In the 1930s, nationalism, which saw the Jews as a problem in need of a solution, gained the upper hand. Nonetheless, in 1939 the Jews believed that they and their Polish neighbors were sharing the same fate and the same catastrophe, and took some comfort in this.
For example, Yiddish poet Zusman Segalovich wrote at that time: "Then Jews and Christians proved / their shared fortitude / The same ceaseless language of guns / The same stabbing, angry eyes / The same crushing cannon fire."
Anti-Semitic language and incidents were considered exceptions, and even harassment of Jewish soldiers by Christian commanders "contradicted the overall image of the Poles held by many Jews, and could not dispel it."
Dreifuss demonstrates that during the first years of German occupation, the Jews' positive image of the Poles gained even firmer footing. She quotes Chaim Aron Kaplan, who wrote in his diary: "At long last the Poles too have begun to understand that the hatred of Jews that the occupier is spreading among them is nothing but opium, an intoxicating drink to dazzle them and turn their eyes away from the real hater."
In fact, even during their isolation in the ghettos, when as Czeslaw Milosz wrote in his poem "Campo dei Fiori" they were "the lonely / forgotten by the world": The Jews yearned to believe they "had a strong bond of courage with the forces of freedom outside the wall," to the Polish smugglers, for example, or those hidden in the ghetto to prevent their deportation to labor camps in Germany.
The author suggests a psychological explanation for how this positive image took such firm root at such a difficult time: "The shared fate of Jews and Poles at the start of the war created a certain lens through which the Jews looked at the Poles ... In situations of stress ... one of the mechanisms that enables a person to cope is reliance on a known and stable world. When the reality of the familiar existence is lost and the contexts of normal life disappear, the individual needs a strong anchor."
An image shatters
However, from 1942 onward, the Jews' positive image of the Poles shattered. Testimonies from eastern Poland about their participation in the slaughter, as well as their general apathy amid the destruction of the ghettos and the sending of the Jews to slaughter, led to an extreme change. The taste of the neighbors' betrayal was caustic. Mordechai Gebirtig, author of the song "It Is Burning," wrote: "The pain is terrible, not because of the foreign foe - because of them, Poland's daughters and sons / whose land will weaken them too when the day comes / who with their wicked laughter watch how our bitter foe, who is also their bitter foe / abuses the young and shows no mercy to the old."
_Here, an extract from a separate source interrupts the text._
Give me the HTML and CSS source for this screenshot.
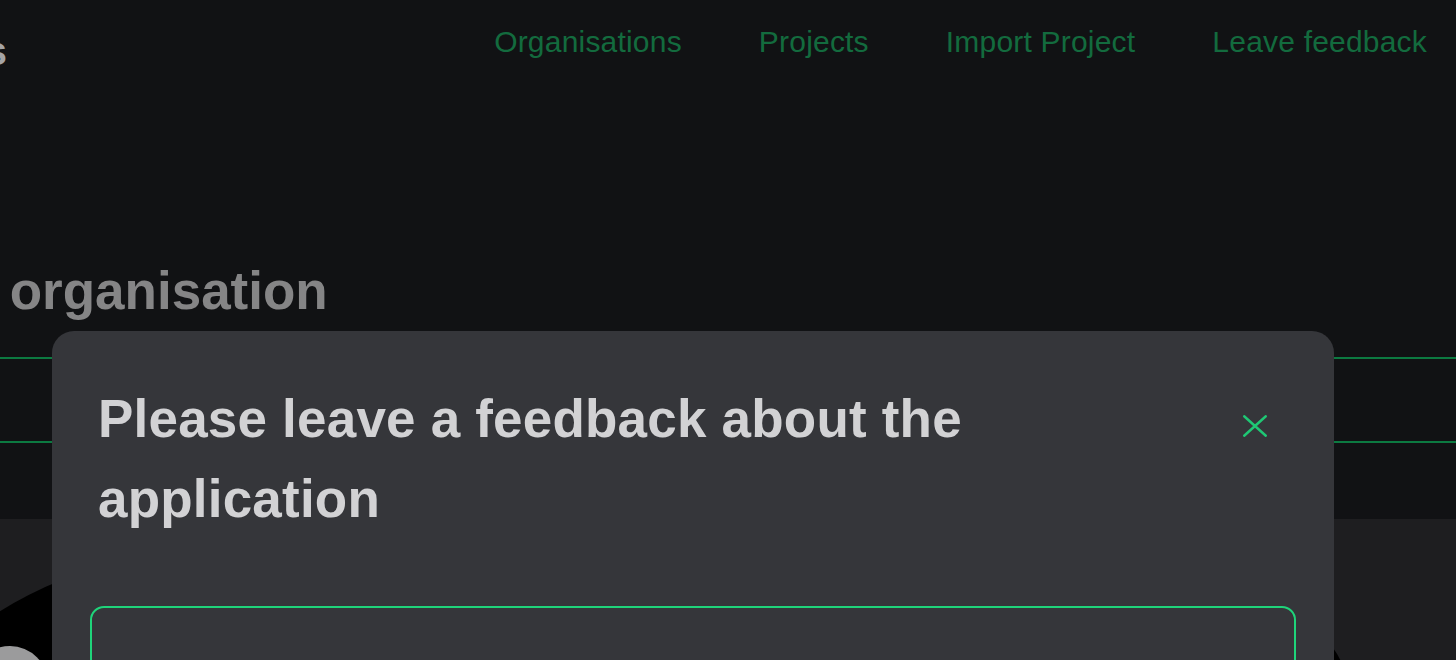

And Mieczyslaw Parker-Pokorny wrote in his diary: "And to think that we Jews lived for hundreds of years among people who in truth are wolves, plain and simple, who lurk to tear us to shreds."
From then on the Jews saw the Poles as no less bitter enemies than the Germans, and perhaps even more so. Just as the image had been initially positive despite the reality (Poles harming, exploiting, robbing, informing on and even murdering Jews ), now the image became negative, even though there were many Poles working to save Jews - more than in any other country in occupied Europe .
It would be interesting to examine whether this perception also changed among ideological groups that from the outset, even before the war, believed in the alliance between the Jews and the Poles, such as the Bundists. Did they try to cling to the positive image despite everything, or did they sober up even more? And did the people of Agudas Israel, for example, have to go through such a far-reaching process?
In any case, image perception is not a theoretical matter but rather one with very practical import. The survivors (less than one-tenth of pre-war Polish Jewry ) returned to Poland with a very negative image of their countrymen, and it is no wonder that most were easily persuaded that Jews had no future in that country. Would they have tried to start new lives in the land of their birth had they retained the positive images of 1939? It is hard to say, but the Jews certainly packed up that negative image with them when they left Poland, and that is the perception that took hold in Israel.
In the decades after the war, it was easier to hate the communist, poorer Poland than it was to hate "the other Germany," which went through an economic miracle. And thus, at a time when we had already almost forgiven Germany, the schadenfreude and resentment toward Poland remained.
Now that Poland is a member of the European Union and also has gone through an economic miracle, its image is changing again and many people are already seeing "the other Poland." Contributing to this, undoubtedly, is Poles' reckoning of conscience that started in the 1980s, regarding both the Holocaust (such as the recognition of the slaughter of the Jews of Jedwabne by Poles, in July 1941 ) and the establishment's anti-Semitism of the end of the 1960s.
The Poles' side
Memory and guilt are the subject of "Facing Memory: The Polish Account," a recent collection of articles written by Poles (edited and translated into Hebrew by Miri Paz, Hakibbutz Hameuchad, 2007 ). In this collection, Polish writers address questions about their guilt - meaning, questions of image. Joanna Tokarska-Bakir, for example, asks: "How are the Poles translating what they know - about themselves and about the Holocaust - into Polish non-guilt?"
Further along, the author hones in on the attempt to transform guilt into non-guilt and thus - alas - her research becomes relevant to Israel of our day. We too, after all, are very familiar with the attempt to free ourselves of guilt, to dismiss all criticism as anti-Semitism and to transform guilt into non-guilt.
And in fact, anyone who reads these two books will find it hard to avoid thoughts about the resemblance between the current situation, especially the perception of the Arabs in Israel, which never remains merely a perception, and that of the Jews in Poland before the war. Comparative research of this sort has not yet been conducted, but the modern-day milk cans are filling up with testimonies.